_GIVEN INSTRUCTION_
Every entry below must be repeated exactly; skip the pictures.

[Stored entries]
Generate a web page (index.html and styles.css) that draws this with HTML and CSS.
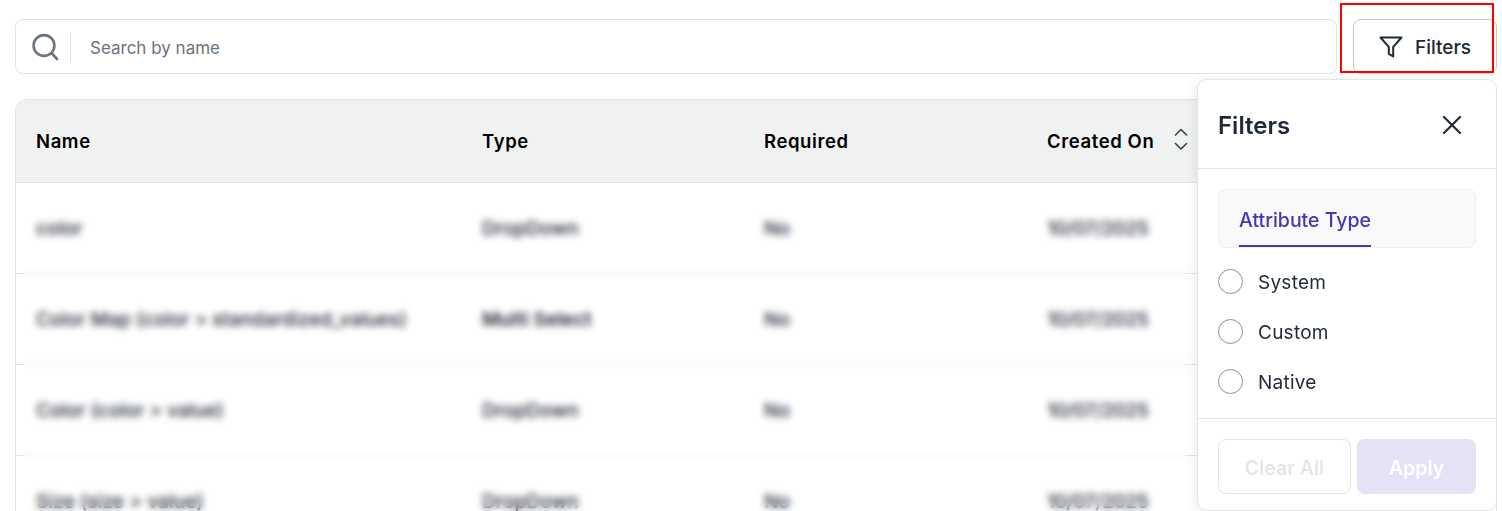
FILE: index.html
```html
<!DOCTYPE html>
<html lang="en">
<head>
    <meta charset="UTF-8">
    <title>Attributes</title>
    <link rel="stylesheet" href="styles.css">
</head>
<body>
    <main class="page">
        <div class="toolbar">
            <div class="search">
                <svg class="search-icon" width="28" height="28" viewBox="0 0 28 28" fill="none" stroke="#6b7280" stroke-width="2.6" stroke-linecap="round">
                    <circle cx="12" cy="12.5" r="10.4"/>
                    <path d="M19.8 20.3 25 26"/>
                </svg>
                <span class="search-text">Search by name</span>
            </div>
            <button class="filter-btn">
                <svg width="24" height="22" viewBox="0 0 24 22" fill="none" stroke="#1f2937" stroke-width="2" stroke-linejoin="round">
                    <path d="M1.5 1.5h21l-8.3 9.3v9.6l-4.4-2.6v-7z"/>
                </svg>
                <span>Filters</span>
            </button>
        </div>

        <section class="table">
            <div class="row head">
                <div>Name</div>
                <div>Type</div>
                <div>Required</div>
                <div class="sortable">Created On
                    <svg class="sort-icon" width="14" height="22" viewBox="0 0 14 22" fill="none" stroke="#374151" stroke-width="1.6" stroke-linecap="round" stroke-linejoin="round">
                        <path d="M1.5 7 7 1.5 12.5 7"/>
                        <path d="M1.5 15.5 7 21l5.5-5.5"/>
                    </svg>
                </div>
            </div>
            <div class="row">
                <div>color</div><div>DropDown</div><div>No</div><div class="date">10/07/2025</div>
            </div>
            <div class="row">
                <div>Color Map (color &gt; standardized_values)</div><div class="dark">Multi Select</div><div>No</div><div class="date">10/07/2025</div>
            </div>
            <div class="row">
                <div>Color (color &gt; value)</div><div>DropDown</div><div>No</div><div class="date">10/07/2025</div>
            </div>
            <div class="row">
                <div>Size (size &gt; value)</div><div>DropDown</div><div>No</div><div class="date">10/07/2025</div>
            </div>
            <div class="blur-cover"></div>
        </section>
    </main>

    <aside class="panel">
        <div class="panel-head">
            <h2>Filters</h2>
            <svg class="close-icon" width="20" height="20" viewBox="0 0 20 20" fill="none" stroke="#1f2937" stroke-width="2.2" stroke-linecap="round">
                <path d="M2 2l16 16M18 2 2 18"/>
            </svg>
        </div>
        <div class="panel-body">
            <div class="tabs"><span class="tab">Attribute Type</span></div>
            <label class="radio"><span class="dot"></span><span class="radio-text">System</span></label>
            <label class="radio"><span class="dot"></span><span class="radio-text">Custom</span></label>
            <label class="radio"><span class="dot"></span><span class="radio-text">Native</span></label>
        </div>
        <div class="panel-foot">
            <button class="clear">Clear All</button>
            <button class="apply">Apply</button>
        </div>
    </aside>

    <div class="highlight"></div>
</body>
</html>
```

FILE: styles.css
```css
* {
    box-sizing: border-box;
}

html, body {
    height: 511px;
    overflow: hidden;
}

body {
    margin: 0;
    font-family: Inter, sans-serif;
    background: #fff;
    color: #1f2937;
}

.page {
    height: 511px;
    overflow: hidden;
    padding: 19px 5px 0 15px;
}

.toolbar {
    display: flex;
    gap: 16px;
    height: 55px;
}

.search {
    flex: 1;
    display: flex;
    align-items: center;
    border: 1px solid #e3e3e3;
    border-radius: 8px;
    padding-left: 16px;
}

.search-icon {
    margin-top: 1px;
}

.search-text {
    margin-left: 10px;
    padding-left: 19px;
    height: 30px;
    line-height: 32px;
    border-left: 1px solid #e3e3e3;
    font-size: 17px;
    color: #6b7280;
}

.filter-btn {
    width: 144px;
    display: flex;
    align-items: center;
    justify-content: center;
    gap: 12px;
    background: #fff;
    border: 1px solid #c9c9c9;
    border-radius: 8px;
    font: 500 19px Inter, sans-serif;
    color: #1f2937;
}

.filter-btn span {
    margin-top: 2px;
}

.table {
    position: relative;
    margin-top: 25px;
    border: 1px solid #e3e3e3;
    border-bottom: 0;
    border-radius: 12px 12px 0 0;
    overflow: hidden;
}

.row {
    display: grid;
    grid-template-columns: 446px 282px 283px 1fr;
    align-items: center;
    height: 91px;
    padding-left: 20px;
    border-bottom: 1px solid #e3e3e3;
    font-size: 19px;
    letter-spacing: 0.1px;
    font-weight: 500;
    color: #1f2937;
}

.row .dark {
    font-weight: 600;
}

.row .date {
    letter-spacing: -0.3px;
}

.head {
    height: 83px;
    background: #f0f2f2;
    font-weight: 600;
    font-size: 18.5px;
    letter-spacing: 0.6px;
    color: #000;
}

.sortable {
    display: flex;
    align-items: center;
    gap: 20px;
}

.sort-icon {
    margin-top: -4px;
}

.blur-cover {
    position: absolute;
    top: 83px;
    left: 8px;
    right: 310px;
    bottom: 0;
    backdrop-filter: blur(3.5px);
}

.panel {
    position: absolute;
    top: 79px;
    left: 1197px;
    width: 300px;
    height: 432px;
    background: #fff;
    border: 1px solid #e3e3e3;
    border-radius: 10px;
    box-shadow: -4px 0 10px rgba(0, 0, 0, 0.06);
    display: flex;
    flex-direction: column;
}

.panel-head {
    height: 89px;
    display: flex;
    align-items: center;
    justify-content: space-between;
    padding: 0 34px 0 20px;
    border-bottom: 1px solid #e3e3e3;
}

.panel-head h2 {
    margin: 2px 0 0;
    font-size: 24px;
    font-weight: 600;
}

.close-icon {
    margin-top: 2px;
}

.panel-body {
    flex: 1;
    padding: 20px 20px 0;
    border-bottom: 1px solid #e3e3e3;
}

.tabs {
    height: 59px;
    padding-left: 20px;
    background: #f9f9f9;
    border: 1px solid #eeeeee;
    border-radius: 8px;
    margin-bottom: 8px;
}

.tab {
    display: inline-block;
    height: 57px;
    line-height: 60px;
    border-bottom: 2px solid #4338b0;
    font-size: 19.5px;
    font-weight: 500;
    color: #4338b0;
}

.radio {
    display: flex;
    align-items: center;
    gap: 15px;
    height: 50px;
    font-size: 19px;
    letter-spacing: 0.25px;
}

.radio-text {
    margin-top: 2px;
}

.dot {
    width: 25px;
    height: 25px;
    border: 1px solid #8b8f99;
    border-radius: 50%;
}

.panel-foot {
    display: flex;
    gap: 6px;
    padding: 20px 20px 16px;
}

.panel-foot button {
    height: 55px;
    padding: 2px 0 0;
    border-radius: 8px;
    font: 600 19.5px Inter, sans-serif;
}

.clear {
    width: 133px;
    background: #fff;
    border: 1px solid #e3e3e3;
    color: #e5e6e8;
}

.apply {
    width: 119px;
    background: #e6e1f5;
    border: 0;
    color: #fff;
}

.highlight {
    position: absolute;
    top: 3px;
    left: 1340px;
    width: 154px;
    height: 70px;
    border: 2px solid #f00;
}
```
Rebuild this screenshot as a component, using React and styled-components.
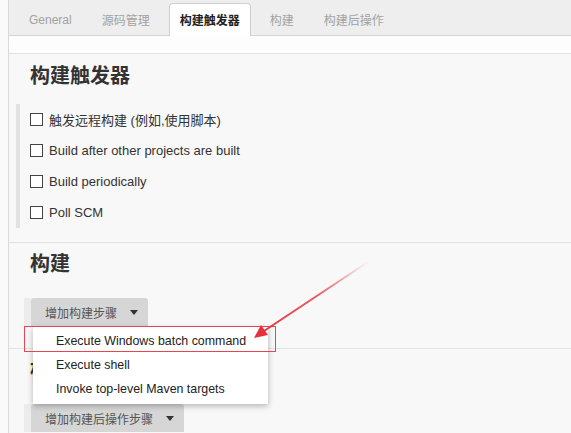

_FINISHED TASK_
Generate a web page (index.html and styles.css) that draws this with HTML and CSS.
FILE: index.html
```html
<!DOCTYPE html>
<html lang="en">
<head>
    <meta charset="UTF-8">
    <title>Attributes</title>
    <link rel="stylesheet" href="styles.css">
</head>
<body>
    <main class="page">
        <div class="toolbar">
            <div class="search">
                <svg class="search-icon" width="28" height="28" viewBox="0 0 28 28" fill="none" stroke="#6b7280" stroke-width="2.6" stroke-linecap="round">
                    <circle cx="12" cy="12.5" r="10.4"/>
                    <path d="M19.8 20.3 25 26"/>
                </svg>
                <span class="search-text">Search by name</span>
            </div>
            <button class="filter-btn">
                <svg width="24" height="22" viewBox="0 0 24 22" fill="none" stroke="#1f2937" stroke-width="2" stroke-linejoin="round">
                    <path d="M1.5 1.5h21l-8.3 9.3v9.6l-4.4-2.6v-7z"/>
                </svg>
                <span>Filters</span>
            </button>
        </div>

        <section class="table">
            <div class="row head">
                <div>Name</div>
                <div>Type</div>
                <div>Required</div>
                <div class="sortable">Created On
                    <svg class="sort-icon" width="14" height="22" viewBox="0 0 14 22" fill="none" stroke="#374151" stroke-width="1.6" stroke-linecap="round" stroke-linejoin="round">
                        <path d="M1.5 7 7 1.5 12.5 7"/>
                        <path d="M1.5 15.5 7 21l5.5-5.5"/>
                    </svg>
                </div>
            </div>
            <div class="row">
                <div>color</div><div>DropDown</div><div>No</div><div class="date">10/07/2025</div>
            </div>
            <div class="row">
                <div>Color Map (color &gt; standardized_values)</div><div class="dark">Multi Select</div><div>No</div><div class="date">10/07/2025</div>
            </div>
            <div class="row">
                <div>Color (color &gt; value)</div><div>DropDown</div><div>No</div><div class="date">10/07/2025</div>
            </div>
            <div class="row">
                <div>Size (size &gt; value)</div><div>DropDown</div><div>No</div><div class="date">10/07/2025</div>
            </div>
            <div class="blur-cover"></div>
        </section>
    </main>

    <aside class="panel">
        <div class="panel-head">
            <h2>Filters</h2>
            <svg class="close-icon" width="20" height="20" viewBox="0 0 20 20" fill="none" stroke="#1f2937" stroke-width="2.2" stroke-linecap="round">
                <path d="M2 2l16 16M18 2 2 18"/>
            </svg>
        </div>
        <div class="panel-body">
            <div class="tabs"><span class="tab">Attribute Type</span></div>
            <label class="radio"><span class="dot"></span><span class="radio-text">System</span></label>
            <label class="radio"><span class="dot"></span><span class="radio-text">Custom</span></label>
            <label class="radio"><span class="dot"></span><span class="radio-text">Native</span></label>
        </div>
        <div class="panel-foot">
            <button class="clear">Clear All</button>
            <button class="apply">Apply</button>
        </div>
    </aside>

    <div class="highlight"></div>
</body>
</html>
```

FILE: styles.css
```css
* {
    box-sizing: border-box;
}

html, body {
    height: 511px;
    overflow: hidden;
}

body {
    margin: 0;
    font-family: Inter, sans-serif;
    background: #fff;
    color: #1f2937;
}

.page {
    height: 511px;
    overflow: hidden;
    padding: 19px 5px 0 15px;
}

.toolbar {
    display: flex;
    gap: 16px;
    height: 55px;
}

.search {
    flex: 1;
    display: flex;
    align-items: center;
    border: 1px solid #e3e3e3;
    border-radius: 8px;
    padding-left: 16px;
}

.search-icon {
    margin-top: 1px;
}

.search-text {
    margin-left: 10px;
    padding-left: 19px;
    height: 30px;
    line-height: 32px;
    border-left: 1px solid #e3e3e3;
    font-size: 17px;
    color: #6b7280;
}

.filter-btn {
    width: 144px;
    display: flex;
    align-items: center;
    justify-content: center;
    gap: 12px;
    background: #fff;
    border: 1px solid #c9c9c9;
    border-radius: 8px;
    font: 500 19px Inter, sans-serif;
    color: #1f2937;
}

.filter-btn span {
    margin-top: 2px;
}

.table {
    position: relative;
    margin-top: 25px;
    border: 1px solid #e3e3e3;
    border-bottom: 0;
    border-radius: 12px 12px 0 0;
    overflow: hidden;
}

.row {
    display: grid;
    grid-template-columns: 446px 282px 283px 1fr;
    align-items: center;
    height: 91px;
    padding-left: 20px;
    border-bottom: 1px solid #e3e3e3;
    font-size: 19px;
    letter-spacing: 0.1px;
    font-weight: 500;
    color: #1f2937;
}

.row .dark {
    font-weight: 600;
}

.row .date {
    letter-spacing: -0.3px;
}

.head {
    height: 83px;
    background: #f0f2f2;
    font-weight: 600;
    font-size: 18.5px;
    letter-spacing: 0.6px;
    color: #000;
}

.sortable {
    display: flex;
    align-items: center;
    gap: 20px;
}

.sort-icon {
    margin-top: -4px;
}

.blur-cover {
    position: absolute;
    top: 83px;
    left: 8px;
    right: 310px;
    bottom: 0;
    backdrop-filter: blur(3.5px);
}

.panel {
    position: absolute;
    top: 79px;
    left: 1197px;
    width: 300px;
    height: 432px;
    background: #fff;
    border: 1px solid #e3e3e3;
    border-radius: 10px;
    box-shadow: -4px 0 10px rgba(0, 0, 0, 0.06);
    display: flex;
    flex-direction: column;
}

.panel-head {
    height: 89px;
    display: flex;
    align-items: center;
    justify-content: space-between;
    padding: 0 34px 0 20px;
    border-bottom: 1px solid #e3e3e3;
}

.panel-head h2 {
    margin: 2px 0 0;
    font-size: 24px;
    font-weight: 600;
}

.close-icon {
    margin-top: 2px;
}

.panel-body {
    flex: 1;
    padding: 20px 20px 0;
    border-bottom: 1px solid #e3e3e3;
}

.tabs {
    height: 59px;
    padding-left: 20px;
    background: #f9f9f9;
    border: 1px solid #eeeeee;
    border-radius: 8px;
    margin-bottom: 8px;
}

.tab {
    display: inline-block;
    height: 57px;
    line-height: 60px;
    border-bottom: 2px solid #4338b0;
    font-size: 19.5px;
    font-weight: 500;
    color: #4338b0;
}

.radio {
    display: flex;
    align-items: center;
    gap: 15px;
    height: 50px;
    font-size: 19px;
    letter-spacing: 0.25px;
}

.radio-text {
    margin-top: 2px;
}

.dot {
    width: 25px;
    height: 25px;
    border: 1px solid #8b8f99;
    border-radius: 50%;
}

.panel-foot {
    display: flex;
    gap: 6px;
    padding: 20px 20px 16px;
}

.panel-foot button {
    height: 55px;
    padding: 2px 0 0;
    border-radius: 8px;
    font: 600 19.5px Inter, sans-serif;
}

.clear {
    width: 133px;
    background: #fff;
    border: 1px solid #e3e3e3;
    color: #e5e6e8;
}

.apply {
    width: 119px;
    background: #e6e1f5;
    border: 0;
    color: #fff;
}

.highlight {
    position: absolute;
    top: 3px;
    left: 1340px;
    width: 154px;
    height: 70px;
    border: 2px solid #f00;
}
```
Rebuild this screenshot as a component, using React and styled-components.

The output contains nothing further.